» What the task asks: Determine how many lines of the material hold the string "index" and reply with only that number.

— BEGIN Source excerpt —

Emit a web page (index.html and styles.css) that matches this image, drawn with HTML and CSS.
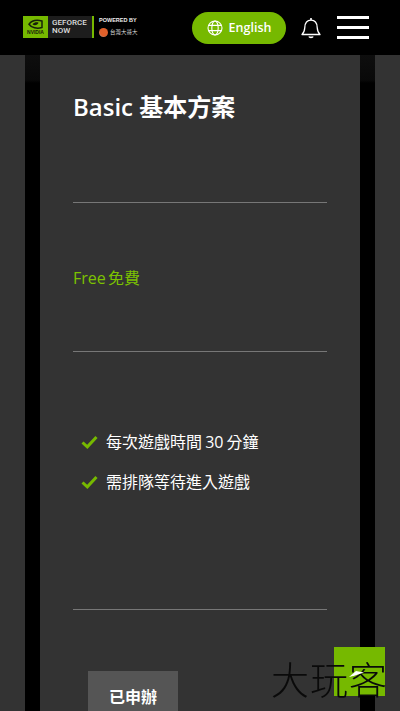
FILE: index.html
```html
<!DOCTYPE html>
<html lang="zh-TW">
<head>
  <meta charset="UTF-8">
  <meta name="viewport" content="width=device-width, initial-scale=1.0">
  <title>GeForce NOW 方案</title>
  <link rel="stylesheet" href="styles.css">
</head>
<body>
  <header class="topbar">
    <div class="brand">
      <div class="brand-mark">
        <svg class="nv-eye" width="15" height="10" viewBox="0 0 15 10">
          <path d="M1 5.200C3.500 1.800 8.500.600 14 2v6.500C9 10 3.500 8.800 1 5.200z" fill="none" stroke="#16200a" stroke-width="1.500"/>
          <path d="M4.500 5.200c1.800-1.900 4.400-2.300 6-1.400-.8 2.200-4 3.300-6 1.400z" fill="#16200a"/>
        </svg>
        <span class="nv-word">NVIDIA</span>
      </div>
      <div class="brand-name">GEFORCE<br>NOW</div>
      <div class="brand-partner">
        <span class="powered">POWERED BY</span>
        <span class="partner-row"><i class="partner-dot"></i>台灣大哥大</span>
      </div>
    </div>
    <button class="lang-btn">
      <svg width="16" height="16" viewBox="0 0 16 16" fill="none" stroke="#fff" stroke-width="1.1">
        <circle cx="8" cy="8" r="7"/>
        <ellipse cx="8" cy="8" rx="3.2" ry="7"/>
        <path d="M1.6 5.4h12.8M1.6 10.6h12.8"/>
      </svg>
      English
    </button>
    <svg class="bell" width="20" height="22" viewBox="0 0 20 22" fill="none" stroke="#fff" stroke-width="1.3">
      <path d="M1 17.500c2-1.800 2.600-3.600 2.800-7C4 6 6.400 3.200 10 3.200s6 2.800 6.200 7.300c.2 3.400.8 5.200 2.800 7z" stroke-linejoin="round"/>
      <path d="M10 1v2.200" stroke-width="1.600"/>
      <path d="M8 19.500c.4 1.200 3.600 1.200 4 0" stroke-width="1.600"/>
    </svg>
    <div class="burger"><span></span><span></span><span></span></div>
  </header>

  <main class="plans">
    <div class="plan plan-side"></div>
    <section class="plan">
      <h2 class="plan-title">Basic 基本方案</h2>
      <hr class="divider">
      <p class="plan-price">Free 免費</p>
      <hr class="divider">
      <ul class="features">
        <li><svg width="17" height="14" viewBox="0 0 17 14"><path d="M1.500 7.500l4.800 4.300L15.500 2" fill="none" stroke="#76b900" stroke-width="3"/></svg>每次遊戲時間 30 分鐘</li>
        <li><svg width="17" height="14" viewBox="0 0 17 14"><path d="M1.500 7.500l4.800 4.300L15.500 2" fill="none" stroke="#76b900" stroke-width="3"/></svg>需排隊等待進入遊戲</li>
      </ul>
      <hr class="divider">
      <button class="apply-btn">已申辦</button>
    </section>
    <div class="plan plan-side"></div>
  </main>

  <div class="watermark">
    <div class="watermark-box"></div>
    <span class="watermark-text">大玩客</span>
    <svg class="watermark-glint" width="16" height="8" viewBox="0 0 16 8"><path d="M0 7L7 1l8 1.500-9 3z" fill="#fff"/></svg>
  </div>
</body>
</html>
```

FILE: styles.css
```css
/* Reset */
* {
  margin: 0;
  padding: 0;
  box-sizing: border-box;
}

html, body {
  height: 100%;
  overflow: hidden;
}

body {
  font-family: "Open Sans", "Noto Sans CJK TC", sans-serif;
  background-color: #000;
  color: #fff;
}

/* Header */
.topbar {
  height: 55px;
  background-color: #000;
  display: flex;
  align-items: center;
  padding: 0 31px 0 23px;
}

.brand {
  display: flex;
  align-items: center;
  height: 22px;
  margin-right: auto;
  margin-top: -1px;
}

.brand-mark {
  width: 25px;
  height: 22px;
  background-color: #76b900;
  display: flex;
  flex-direction: column;
  align-items: center;
  justify-content: center;
}

.nv-word {
  font-family: "Liberation Sans", sans-serif;
  font-size: 5px;
  font-weight: 700;
  color: #16200a;
  line-height: 6px;
}

.brand-name {
  width: 46px;
  height: 22px;
  background-color: #1d1d1d;
  border-right: 2px solid #76b900;
  font-family: Roboto, sans-serif;
  font-size: 8px;
  font-weight: 500;
  line-height: 8px;
  padding: 3px 0 0 4px;
  color: #ddd;
}

.brand-partner {
  margin-left: 5px;
  display: flex;
  flex-direction: column;
  gap: 4px;
}

.powered {
  font-family: "Liberation Sans", sans-serif;
  font-size: 5.500px;
  font-weight: 700;
  line-height: 7px;
  color: #eee;
}

.partner-row {
  display: flex;
  align-items: center;
  gap: 2px;
  font-size: 5.500px;
  line-height: 9px;
  color: #ddd;
}

.partner-dot {
  width: 9px;
  height: 9px;
  border-radius: 50%;
  background: radial-gradient(circle at 60% 40%, #e0602a 55%, #a9a9a9);
}

.lang-btn {
  width: 94px;
  height: 32px;
  border: none;
  border-radius: 16px;
  background-color: #76b900;
  color: #fff;
  font-family: inherit;
  font-size: 12.500px;
  font-weight: 600;
  display: flex;
  align-items: center;
  justify-content: center;
  gap: 6px;
  margin-right: 15px;
}

.bell {
  margin-right: 16px;
}

.burger {
  width: 32px;
  display: flex;
  flex-direction: column;
  gap: 7px;
}

.burger span {
  height: 3px;
  background-color: #fff;
}

/* Plans */
.plans {
  display: flex;
  justify-content: center;
  gap: 15px;
  overflow: hidden;
  height: 656px;
  background: linear-gradient(#0e0e0e, #090909 25px, #000 28px);
}

.plan {
  flex: 0 0 320px;
  background-color: #333;
  padding: 33px 33px 0;
}

.plan-title {
  font-size: 24px;
  font-weight: 600;
  line-height: 38px;
  height: 114px;
}

.divider {
  border: none;
  border-top: 1px solid #777;
}

.plan-price {
  color: #7cc200;
  font-size: 16px;
  line-height: 24px;
  height: 148px;
  padding-top: 63px;
  word-spacing: -2px;
}

.features {
  list-style: none;
  height: 257px;
  padding: 78px 0 0 8px;
}

.features li {
  display: flex;
  align-items: center;
  gap: 8px;
  font-size: 16px;
  line-height: 24px;
  margin-bottom: 16px;
  word-spacing: -1px;
}

.apply-btn {
  display: block;
  width: 90px;
  height: 50px;
  margin: 61px 0 0 15px;
  border: none;
  background-color: #555;
  color: #fff;
  font-family: inherit;
  font-size: 16px;
  font-weight: 700;
}

/* Watermark */
.watermark {
  position: fixed;
  left: 271px;
  top: 647px;
  width: 120px;
  height: 50px;
}

.watermark-box {
  position: absolute;
  left: 63px;
  top: 0;
  width: 51px;
  height: 49px;
  background-color: #76b900;
}

.watermark-text {
  position: absolute;
  left: 0;
  top: 9px;
  font-size: 38px;
  font-weight: 300;
  letter-spacing: 1px;
  line-height: 46px;
  color: #0a0a0a;
  white-space: nowrap;
}

.watermark-glint {
  position: absolute;
  left: 78px;
  top: 23px;
}
```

— END Source excerpt —

» Written answer: 2